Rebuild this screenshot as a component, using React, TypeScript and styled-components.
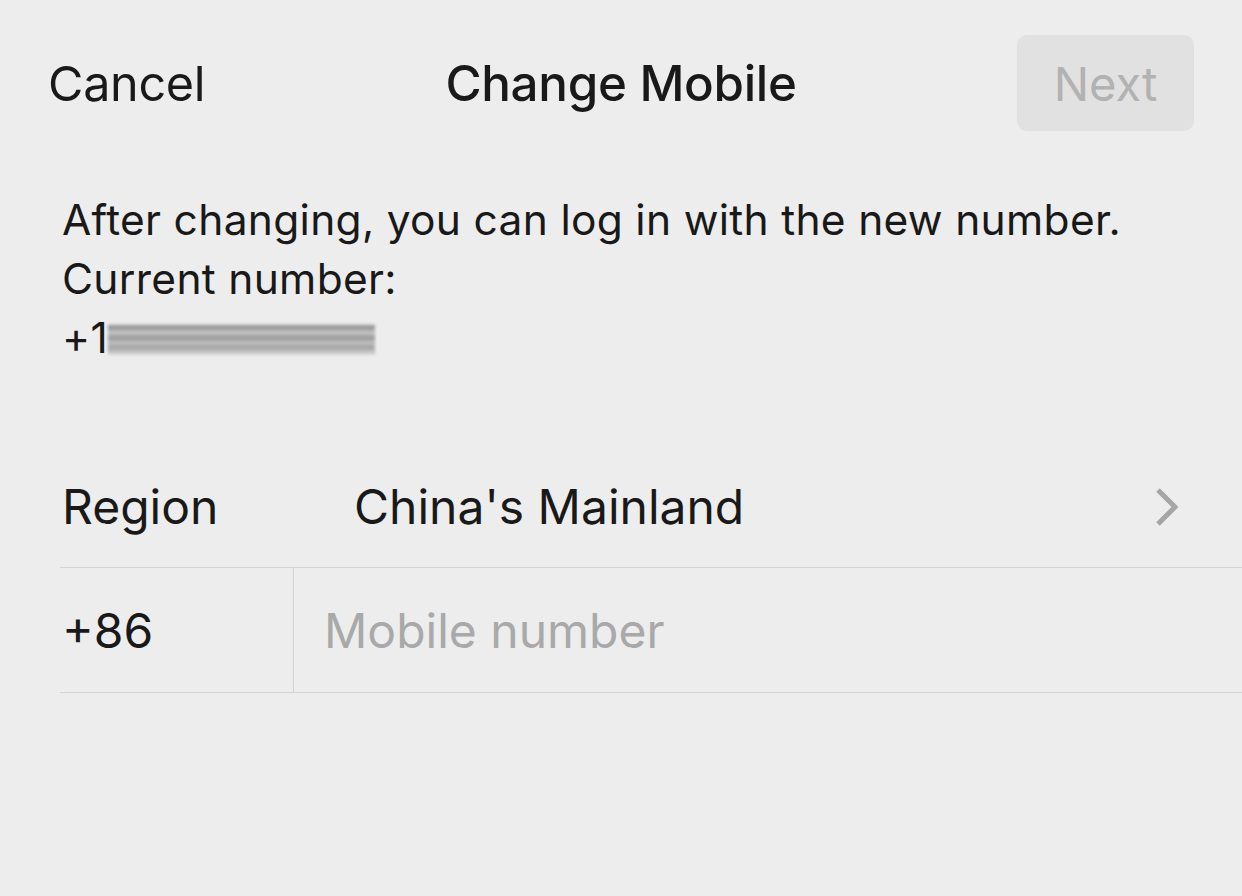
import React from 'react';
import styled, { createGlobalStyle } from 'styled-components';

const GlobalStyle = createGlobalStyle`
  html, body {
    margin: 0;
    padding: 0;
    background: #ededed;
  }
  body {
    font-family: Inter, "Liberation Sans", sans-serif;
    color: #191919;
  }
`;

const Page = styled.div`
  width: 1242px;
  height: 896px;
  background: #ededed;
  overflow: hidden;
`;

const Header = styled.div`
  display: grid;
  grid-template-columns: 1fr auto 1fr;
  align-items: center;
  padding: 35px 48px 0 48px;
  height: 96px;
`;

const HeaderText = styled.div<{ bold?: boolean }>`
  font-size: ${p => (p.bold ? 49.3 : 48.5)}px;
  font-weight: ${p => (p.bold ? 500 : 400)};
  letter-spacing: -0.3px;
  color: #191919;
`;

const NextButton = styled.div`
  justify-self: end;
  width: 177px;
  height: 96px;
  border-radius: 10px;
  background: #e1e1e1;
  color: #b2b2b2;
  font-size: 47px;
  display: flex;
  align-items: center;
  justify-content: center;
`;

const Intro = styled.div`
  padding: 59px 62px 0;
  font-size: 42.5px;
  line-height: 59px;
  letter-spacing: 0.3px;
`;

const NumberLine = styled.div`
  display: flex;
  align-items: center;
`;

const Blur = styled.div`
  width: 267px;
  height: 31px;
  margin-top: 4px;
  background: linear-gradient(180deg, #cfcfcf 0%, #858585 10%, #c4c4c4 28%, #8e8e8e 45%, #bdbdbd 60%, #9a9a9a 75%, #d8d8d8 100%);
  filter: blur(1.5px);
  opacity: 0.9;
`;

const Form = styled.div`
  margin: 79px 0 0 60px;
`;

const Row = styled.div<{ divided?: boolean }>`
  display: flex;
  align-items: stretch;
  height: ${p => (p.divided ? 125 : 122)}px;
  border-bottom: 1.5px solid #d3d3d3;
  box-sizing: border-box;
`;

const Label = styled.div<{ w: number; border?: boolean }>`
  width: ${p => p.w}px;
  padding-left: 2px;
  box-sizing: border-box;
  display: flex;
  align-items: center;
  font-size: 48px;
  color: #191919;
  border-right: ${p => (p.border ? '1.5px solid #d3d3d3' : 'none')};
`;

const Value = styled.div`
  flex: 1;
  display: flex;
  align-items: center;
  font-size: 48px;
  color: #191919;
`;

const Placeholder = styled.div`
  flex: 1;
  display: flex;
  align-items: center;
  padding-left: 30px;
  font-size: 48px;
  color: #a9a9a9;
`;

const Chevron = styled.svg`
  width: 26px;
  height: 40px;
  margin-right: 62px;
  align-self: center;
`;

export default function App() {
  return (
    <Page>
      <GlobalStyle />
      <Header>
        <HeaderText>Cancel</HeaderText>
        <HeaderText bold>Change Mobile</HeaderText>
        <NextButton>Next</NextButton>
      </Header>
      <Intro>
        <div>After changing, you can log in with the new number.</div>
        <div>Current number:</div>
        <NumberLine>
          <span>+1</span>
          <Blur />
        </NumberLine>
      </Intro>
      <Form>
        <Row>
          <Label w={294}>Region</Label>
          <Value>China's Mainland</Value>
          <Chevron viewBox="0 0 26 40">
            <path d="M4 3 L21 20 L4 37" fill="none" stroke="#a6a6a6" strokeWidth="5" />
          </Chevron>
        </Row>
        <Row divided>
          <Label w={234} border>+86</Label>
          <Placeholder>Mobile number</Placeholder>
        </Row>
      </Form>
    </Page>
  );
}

→ **Written request**
Copy each line in full and exactly, omitting any picture.

→ **Answer to the task**
Rebuild this screenshot as a component, using React, TypeScript and styled-components.
import React from 'react';
import styled, { createGlobalStyle } from 'styled-components';

const GlobalStyle = createGlobalStyle`
  html, body {
    margin: 0;
    padding: 0;
    background: #ededed;
  }
  body {
    font-family: Inter, "Liberation Sans", sans-serif;
    color: #191919;
  }
`;

const Page = styled.div`
  width: 1242px;
  height: 896px;
  background: #ededed;
  overflow: hidden;
`;

const Header = styled.div`
  display: grid;
  grid-template-columns: 1fr auto 1fr;
  align-items: center;
  padding: 35px 48px 0 48px;
  height: 96px;
`;

const HeaderText = styled.div<{ bold?: boolean }>`
  font-size: ${p => (p.bold ? 49.3 : 48.5)}px;
  font-weight: ${p => (p.bold ? 500 : 400)};
  letter-spacing: -0.3px;
  color: #191919;
`;

const NextButton = styled.div`
  justify-self: end;
  width: 177px;
  height: 96px;
  border-radius: 10px;
  background: #e1e1e1;
  color: #b2b2b2;
  font-size: 47px;
  display: flex;
  align-items: center;
  justify-content: center;
`;

const Intro = styled.div`
  padding: 59px 62px 0;
  font-size: 42.5px;
  line-height: 59px;
  letter-spacing: 0.3px;
`;

const NumberLine = styled.div`
  display: flex;
  align-items: center;
`;

const Blur = styled.div`
  width: 267px;
  height: 31px;
  margin-top: 4px;
  background: linear-gradient(180deg, #cfcfcf 0%, #858585 10%, #c4c4c4 28%, #8e8e8e 45%, #bdbdbd 60%, #9a9a9a 75%, #d8d8d8 100%);
  filter: blur(1.5px);
  opacity: 0.9;
`;

const Form = styled.div`
  margin: 79px 0 0 60px;
`;

const Row = styled.div<{ divided?: boolean }>`
  display: flex;
  align-items: stretch;
  height: ${p => (p.divided ? 125 : 122)}px;
  border-bottom: 1.5px solid #d3d3d3;
  box-sizing: border-box;
`;

const Label = styled.div<{ w: number; border?: boolean }>`
  width: ${p => p.w}px;
  padding-left: 2px;
  box-sizing: border-box;
  display: flex;
  align-items: center;
  font-size: 48px;
  color: #191919;
  border-right: ${p => (p.border ? '1.5px solid #d3d3d3' : 'none')};
`;

const Value = styled.div`
  flex: 1;
  display: flex;
  align-items: center;
  font-size: 48px;
  color: #191919;
`;

const Placeholder = styled.div`
  flex: 1;
  display: flex;
  align-items: center;
  padding-left: 30px;
  font-size: 48px;
  color: #a9a9a9;
`;

const Chevron = styled.svg`
  width: 26px;
  height: 40px;
  margin-right: 62px;
  align-self: center;
`;

export default function App() {
  return (
    <Page>
      <GlobalStyle />
      <Header>
        <HeaderText>Cancel</HeaderText>
        <HeaderText bold>Change Mobile</HeaderText>
        <NextButton>Next</NextButton>
      </Header>
      <Intro>
        <div>After changing, you can log in with the new number.</div>
        <div>Current number:</div>
        <NumberLine>
          <span>+1</span>
          <Blur />
        </NumberLine>
      </Intro>
      <Form>
        <Row>
          <Label w={294}>Region</Label>
          <Value>China's Mainland</Value>
          <Chevron viewBox="0 0 26 40">
            <path d="M4 3 L21 20 L4 37" fill="none" stroke="#a6a6a6" strokeWidth="5" />
          </Chevron>
        </Row>
        <Row divided>
          <Label w={234} border>+86</Label>
          <Placeholder>Mobile number</Placeholder>
        </Row>
      </Form>
    </Page>
  );
}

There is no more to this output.